Bandwidth triage for users and applications

Bandwidth can be a precious resource, especially for connections between networks. If all your clients and network applications compete for a limited connection (e.g., an Internet gateway), they—and you—might not be getting the best use of your available bandwidth. Centricity Software’s Centerwise 1.11 lets you manage and prioritize network bandwidth access.

Product Installation
Centerwise installation from the product’s CD-ROM is simple but requires planning. You first need to select a Control Point server, the system in your network from which Centerwise will manage bandwidth. Control Points can be anywhere on your network but preferably in close proximity to the connection you’re managing. To manage access to remote connections and bridges between local or remote networks, complex networks might need multiple Control Points. I installed Centerwise on a Windows 2000 Server machine and configured it as my only Control Point. One NIC connected my server to a simple internal test network, and another NIC connected the server (and the test network) to the Internet. I then used Centerwise to manage client Internet access through this gateway.

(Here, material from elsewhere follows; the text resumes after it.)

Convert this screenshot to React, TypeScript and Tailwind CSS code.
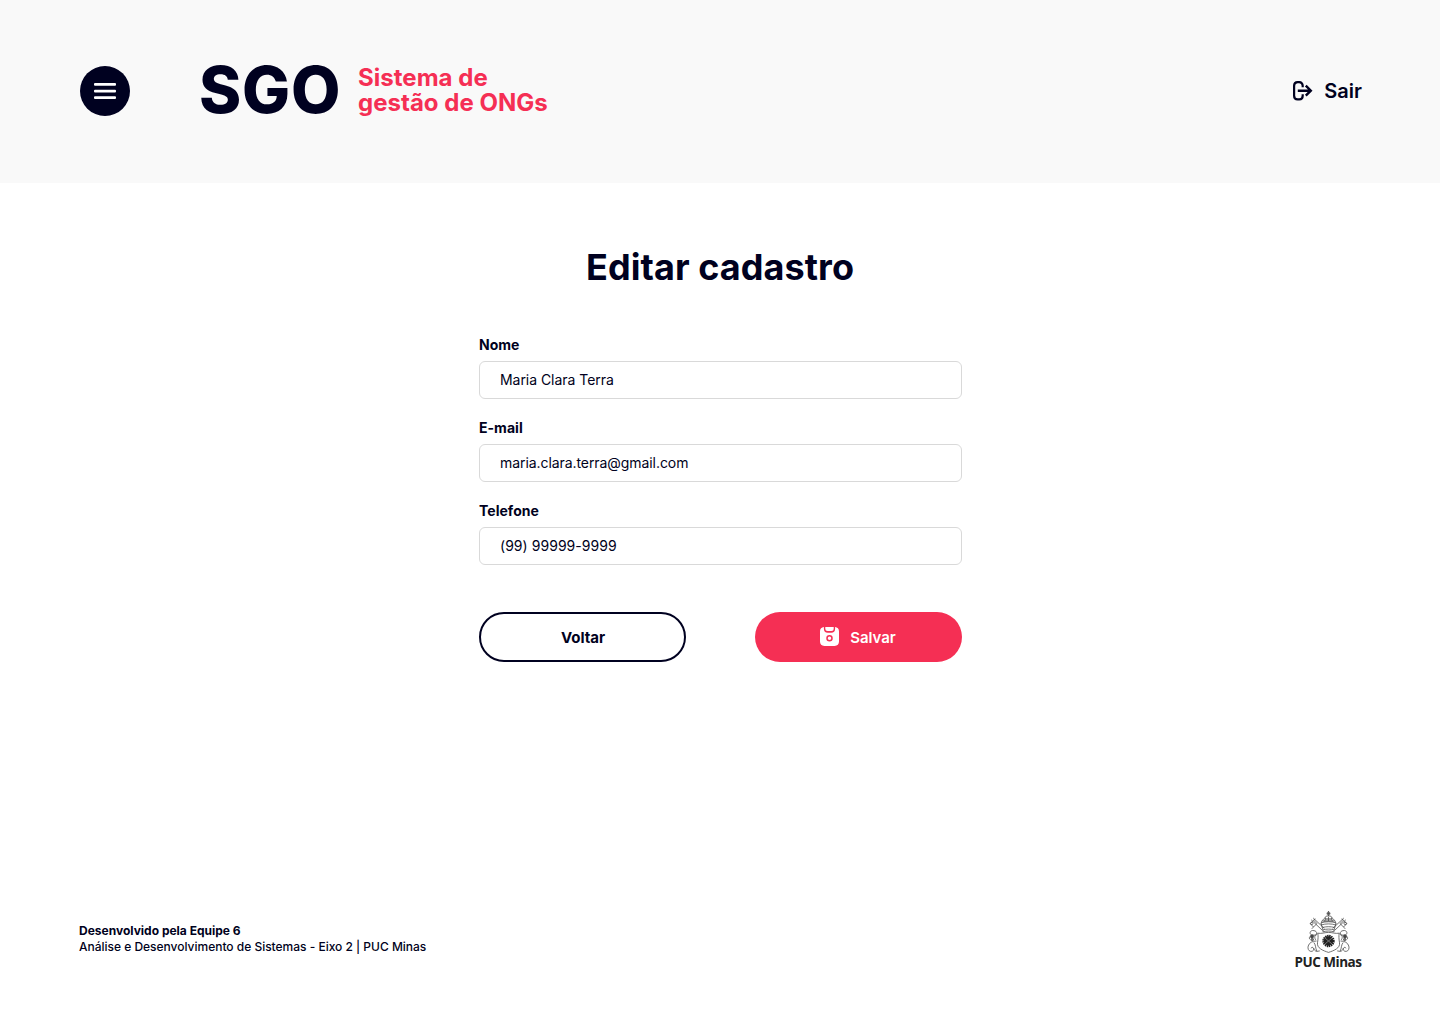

You also need to install Centerwise Agents on the client workstations you want to manage. Centerwise supports Win2K, Windows NT, and Windows 9x. To install the Agents, I recommend making the product’s cw.ini file available on a network share, then using installation scripts or Win2K Group Policy to force client installations (the product includes a Windows Installer package for Agent software installation). After the software installs and the client reboots, you need to use the Control Panel Centerwise applet to name each workstation’s Control Point server. To make client installations even easier, you can preset the Control Point server name in the cw.ini file that clients install.

Managing Bandwidth
I first invoked Centerwise’s Control Point Statistics program from the CP system tray icon. This icon is the only location from which you can launch Control Point Statistics. The program displayed how much bandwidth my users and computers were using. Although you can use Windows’ tools to gather similar data, Control Point Statistics collects and presents its data in a format that helps you identify bandwidth hogs and decide how to configure bandwidth. Control Point Statistics identifies machines (and their usernames and IP addresses) with established connections. The UI shows the transmit (Tx, in Figure 1) and receive (Rx, in Figure 1) rates and how these rates translate into allotted amounts of bandwidth. Control Point Statistics also shows the amount of bandwidth that the computer is using the time the program captures the data. You can choose a tabular view or live graphical view, which Figure 1 shows.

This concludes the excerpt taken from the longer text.